Günümüzde ülkeler kadar artık şehirler arasında da büyük rekabetler var. Şehirler birbirleriyle yarışıyorlar. Paris, Londra ve Pekin gibi. Ülkemizi daha ileriye taşıyabilmemiz için marka şehirler yaratmamız lazım. Sadece bir İstanbul yetmez, Anadolu’da yeni İstanbullar oluşturmamız gerekiyor. Çinli yatırımcıların Pekin’den Londra’ya bir yol projesi var. Türkiye bu İpekyolu’nda çok güçlü bir ticaret merkezi haline gelebilir. Bu konuda Balıkesir’in potansiyeline güveniyoruz. Balıkesir’den yeni bir Hong Kong yaratabiliriz. Ayrıca Balıkesir gibi liman şehri Mersin, tekstil kenti Kahramanmaraş ve sınır kentimiz Gaziantep gibi şehirlerimiz de lojistik ve tekstil noktasında birer marka şehir haline

getirebiliriz. Sadece bölgenin sahip olduğu değerler belirlenerek, buna yönelik yatırım ve projelerin teşvik edilmesi gerekiyor. Kentsel rekabetin odak noktası olduğu yenilikçi yerel kalkınma anlayışında yerel gelişme politikaları, sosyo-kültürel ve mekânsal özellikleri göz önünde tutan entegre kalkınma stratejilerine dayalı olmalıdır. Yenilik ve farklılık oluşturma kapasitesi belirlenerek, girişimcilik artırılarak ve insan sermayesi sosyal sermaye ile birleştirilip geliştirilerek kentlerin, yörelerin ve bölgelerin rekabet gücü artırılmalıdır. Bölgelere doğrudan yardımlar yerine bölgenin kaynaklarını ve değerlerini harekete geçirerek, sürdürülebilir gelişme sürecini tetikleyecek ve rekabet gücünü artıracak politikalarla uyumlu yardım, destek ve teşvik araçları oluşturulmalıdır. Bu doğrultuda kamu yatırımlarının ana hedefleri arasında da özellikle gelenekselliği de göz ardı etmeyen yenilikçi altyapı yatırımları, bilim ve teknoloji parkları, araştırma enstitüleri, teknoloji merkezleri tarafından sağlanan hizmetlerin geliştirilmesi yer almalıdır.

-Şehir planlamacısı olarak sizin insan merkezli şehircilik noktasında da bazı çalışmalarınız olduğunu biliyoruz.

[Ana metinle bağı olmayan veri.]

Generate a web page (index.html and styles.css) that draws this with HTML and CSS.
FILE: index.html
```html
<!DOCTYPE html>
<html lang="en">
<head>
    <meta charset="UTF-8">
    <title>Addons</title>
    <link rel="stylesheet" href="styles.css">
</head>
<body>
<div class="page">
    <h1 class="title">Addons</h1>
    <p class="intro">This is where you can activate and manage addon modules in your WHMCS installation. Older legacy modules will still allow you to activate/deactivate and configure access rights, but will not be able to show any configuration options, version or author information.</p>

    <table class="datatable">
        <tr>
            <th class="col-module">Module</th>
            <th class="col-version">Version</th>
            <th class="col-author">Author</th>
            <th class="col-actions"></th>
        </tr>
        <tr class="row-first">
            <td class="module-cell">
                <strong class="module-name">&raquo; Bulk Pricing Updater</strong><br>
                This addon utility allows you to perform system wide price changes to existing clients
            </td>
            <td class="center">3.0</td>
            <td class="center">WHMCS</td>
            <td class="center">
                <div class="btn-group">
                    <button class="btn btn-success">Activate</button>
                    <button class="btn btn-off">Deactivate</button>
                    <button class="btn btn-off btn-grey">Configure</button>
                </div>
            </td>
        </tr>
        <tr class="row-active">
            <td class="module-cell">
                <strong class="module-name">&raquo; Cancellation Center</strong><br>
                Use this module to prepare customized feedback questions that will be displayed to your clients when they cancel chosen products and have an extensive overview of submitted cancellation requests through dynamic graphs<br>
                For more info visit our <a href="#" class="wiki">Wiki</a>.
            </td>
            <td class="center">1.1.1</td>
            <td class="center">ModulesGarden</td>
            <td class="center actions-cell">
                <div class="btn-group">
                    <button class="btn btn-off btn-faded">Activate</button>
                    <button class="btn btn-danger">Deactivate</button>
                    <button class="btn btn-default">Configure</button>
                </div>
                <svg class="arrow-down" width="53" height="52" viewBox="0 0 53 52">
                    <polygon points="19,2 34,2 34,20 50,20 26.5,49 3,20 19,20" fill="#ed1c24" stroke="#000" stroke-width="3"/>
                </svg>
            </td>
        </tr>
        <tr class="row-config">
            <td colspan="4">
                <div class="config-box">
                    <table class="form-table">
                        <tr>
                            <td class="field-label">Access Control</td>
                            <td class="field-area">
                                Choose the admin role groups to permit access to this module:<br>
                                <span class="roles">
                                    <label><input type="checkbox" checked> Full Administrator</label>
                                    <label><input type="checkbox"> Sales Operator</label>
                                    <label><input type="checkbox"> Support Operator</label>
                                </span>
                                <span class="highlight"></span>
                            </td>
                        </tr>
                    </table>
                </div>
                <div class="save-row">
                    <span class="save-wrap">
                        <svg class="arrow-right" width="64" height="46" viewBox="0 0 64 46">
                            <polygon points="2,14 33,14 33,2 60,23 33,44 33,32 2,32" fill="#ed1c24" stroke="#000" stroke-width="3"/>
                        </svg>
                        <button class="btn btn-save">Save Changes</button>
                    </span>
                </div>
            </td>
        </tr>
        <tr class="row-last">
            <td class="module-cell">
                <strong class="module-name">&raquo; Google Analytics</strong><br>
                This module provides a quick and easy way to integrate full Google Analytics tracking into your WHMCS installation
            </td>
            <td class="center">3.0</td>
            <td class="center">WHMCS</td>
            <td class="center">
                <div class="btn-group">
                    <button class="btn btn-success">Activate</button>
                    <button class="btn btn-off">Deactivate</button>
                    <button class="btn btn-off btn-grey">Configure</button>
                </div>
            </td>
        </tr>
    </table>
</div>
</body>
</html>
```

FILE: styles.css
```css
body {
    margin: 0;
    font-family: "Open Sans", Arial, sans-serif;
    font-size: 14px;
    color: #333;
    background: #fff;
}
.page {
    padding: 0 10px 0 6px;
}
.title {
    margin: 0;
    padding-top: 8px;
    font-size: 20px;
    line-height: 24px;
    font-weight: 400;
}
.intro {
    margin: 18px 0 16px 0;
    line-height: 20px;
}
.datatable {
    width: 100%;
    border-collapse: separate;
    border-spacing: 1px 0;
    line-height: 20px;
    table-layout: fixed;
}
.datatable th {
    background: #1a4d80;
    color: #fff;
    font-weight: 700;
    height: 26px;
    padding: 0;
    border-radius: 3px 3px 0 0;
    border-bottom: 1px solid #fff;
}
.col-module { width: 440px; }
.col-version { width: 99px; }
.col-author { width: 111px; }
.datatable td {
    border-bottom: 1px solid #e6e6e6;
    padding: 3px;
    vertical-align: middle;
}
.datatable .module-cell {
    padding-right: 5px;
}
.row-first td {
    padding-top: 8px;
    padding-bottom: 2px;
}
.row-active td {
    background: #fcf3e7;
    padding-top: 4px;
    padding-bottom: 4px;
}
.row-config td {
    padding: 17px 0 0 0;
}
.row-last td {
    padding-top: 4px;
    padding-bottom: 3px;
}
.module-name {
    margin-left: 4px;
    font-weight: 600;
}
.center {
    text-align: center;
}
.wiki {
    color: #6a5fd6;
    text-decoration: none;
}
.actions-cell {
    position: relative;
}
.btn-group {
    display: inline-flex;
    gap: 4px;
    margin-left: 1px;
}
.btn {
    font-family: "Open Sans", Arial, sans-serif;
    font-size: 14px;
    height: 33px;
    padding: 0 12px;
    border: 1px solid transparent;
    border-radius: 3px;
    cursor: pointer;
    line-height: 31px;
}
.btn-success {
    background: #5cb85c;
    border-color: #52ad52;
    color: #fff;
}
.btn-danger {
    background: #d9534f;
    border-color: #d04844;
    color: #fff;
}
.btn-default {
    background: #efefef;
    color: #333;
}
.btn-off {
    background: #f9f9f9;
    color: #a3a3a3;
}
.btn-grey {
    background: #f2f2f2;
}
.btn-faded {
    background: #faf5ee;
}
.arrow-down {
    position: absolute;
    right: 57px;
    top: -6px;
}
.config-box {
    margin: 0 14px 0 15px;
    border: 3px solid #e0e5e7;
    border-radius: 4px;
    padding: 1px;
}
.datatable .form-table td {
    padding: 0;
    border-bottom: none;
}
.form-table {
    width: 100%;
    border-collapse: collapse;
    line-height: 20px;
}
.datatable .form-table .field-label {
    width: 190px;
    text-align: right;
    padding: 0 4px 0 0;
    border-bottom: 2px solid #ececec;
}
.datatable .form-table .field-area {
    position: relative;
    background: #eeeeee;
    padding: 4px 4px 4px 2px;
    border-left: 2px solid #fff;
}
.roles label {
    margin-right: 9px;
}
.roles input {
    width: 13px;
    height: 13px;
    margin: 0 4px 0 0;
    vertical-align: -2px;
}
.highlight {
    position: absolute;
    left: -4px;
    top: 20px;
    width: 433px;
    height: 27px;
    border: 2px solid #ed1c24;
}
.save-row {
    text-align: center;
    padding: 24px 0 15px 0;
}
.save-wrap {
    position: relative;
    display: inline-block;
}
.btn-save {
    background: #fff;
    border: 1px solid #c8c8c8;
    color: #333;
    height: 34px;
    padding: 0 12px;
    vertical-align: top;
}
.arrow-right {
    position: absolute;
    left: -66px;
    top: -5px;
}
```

Özellikle yabancıların son dönemde ülkemize gayrimenkul noktasındaki taleplerini de göz önünde bulundurduğumuz da ileriye dönük ne tür adımlar atılmalı,nasıl bir şehircilik anlayışı benimsenmeli sizce?

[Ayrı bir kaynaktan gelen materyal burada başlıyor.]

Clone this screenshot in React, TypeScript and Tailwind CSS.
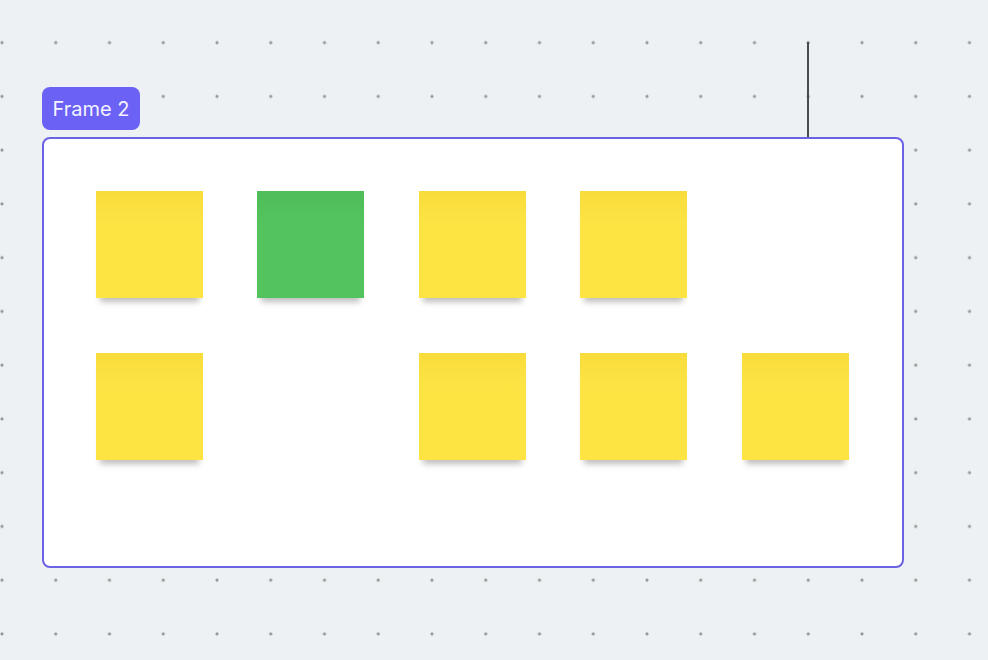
import React from 'react';

type Note = 'yellow' | 'green' | null;

const notes: Note[] = [
  'yellow', 'green', 'yellow', 'yellow', null,
  'yellow', null, 'yellow', 'yellow', 'yellow',
];

function Sticky({ color }: { color: Note }) {
  if (!color) return <div className="w-[107px] h-[107px]" />;
  return (
    <div
      className={
        color === 'green'
          ? 'w-[107px] h-[107px] bg-gradient-to-b from-[#4fbd59] via-[#53c45d] via-30% to-[#53c45d] shadow-[0_8px_6px_-4px_rgba(0,0,0,0.26)]'
          : 'w-[107px] h-[107px] bg-gradient-to-b from-[#f8dc3c] via-[#fde443] via-30% to-[#fde443] shadow-[0_8px_6px_-4px_rgba(0,0,0,0.26)]'
      }
    />
  );
}

export default function App() {
  return (
    <div
      className="relative w-[988px] h-[660px] overflow-hidden bg-[#eef1f3] bg-[radial-gradient(circle,#959595_1.3px,transparent_1.8px)] bg-[size:53.75px_53.75px] bg-[position:-24.9px_15.8px]"
      style={{ fontFamily: 'Inter, "Noto Sans", sans-serif' }}
    >
      {/* connector line */}
      <div className="absolute left-[807px] top-[42px] w-[2px] h-[96px] bg-[#4a4a4a]" />

      {/* frame */}
      <div className="absolute left-[42px] top-[87px] flex flex-col gap-[7px]">
        <div className="self-start h-[43px] w-[98px] flex items-center justify-center rounded-[8px] bg-[#6b61f4] text-[#f3f2ff] text-[20px]">
          Frame 2
        </div>
        <div className="w-[862px] h-[431px] bg-white border-[2.5px] border-[#6b62e6] rounded-[8px] pl-[51.5px] pt-[51.5px]">
          <div className="grid grid-cols-[repeat(5,107px)] gap-x-[54.5px] gap-y-[55px]">
            {notes.map((n, i) => (
              <Sticky key={i} color={n} />
            ))}
          </div>
        </div>
      </div>
    </div>
  );
}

Kenti yönetecek olanların şehirciliğe dair hayalleri olmalı. Türkiye olarak şehirciliği merkezine medeniyeti ve insanı yerleştirmemiz lazım. Çok fazla yapı ve betona boğmadan bunu yapmalıyız. Kent ormanları, yürüyüş yolları, bisiklet yollarının olduğu ve olmazsa olmaz yeşil alanın bol

olduğu projeleri hayata geçirmeliyiz. Kişi başına düşen yeşil alan miktarı olarak 10 metrekareden ziyade 20 metrekareler hedeflenmeli. Kentler yaşayan birer dokudur. Bugün şehirlerdeki yenilikçi yatırımlar gelecek için şarttır. Bir kez inşa edildiğinde, bir şehrin yapısı kolayca yeniden şekillendirilemez. Gelecekteki genişlemenin planlanamaması, muazzam kaynaklara ve on yıllarca düzeltilmesi gereken büyük verimsizliklere yol açabilir. Bu yüzden iyi bir yönetişim yoluyla stratejik şehir planlaması, genişleme planını planlama, kentsel fırsatlara ve olanaklara yardımcı olur.

Kentler için iyi yönetişim, hem ulusal düzeyde hem de özellikle büyük metropol bölgelerde, şehir düzeyinde idari sınırlar boyunca desteklenen karar alma sürecini içermektedir. Projeler hayata geçirilirken mutlaka burada yaşayacak olan insanların bu şehircilikle ilgili talep ve istekleri de dikkate alınmalı. Hükümetimizin yaptığı yeni düzenlemelerle yabancılara konut satışı noktasında çeşitli kolaylıklar sağladı. Bu tür projeler yabancıların da ülkemizde konut sahibi olmalarını daha da hızlandıracaktır.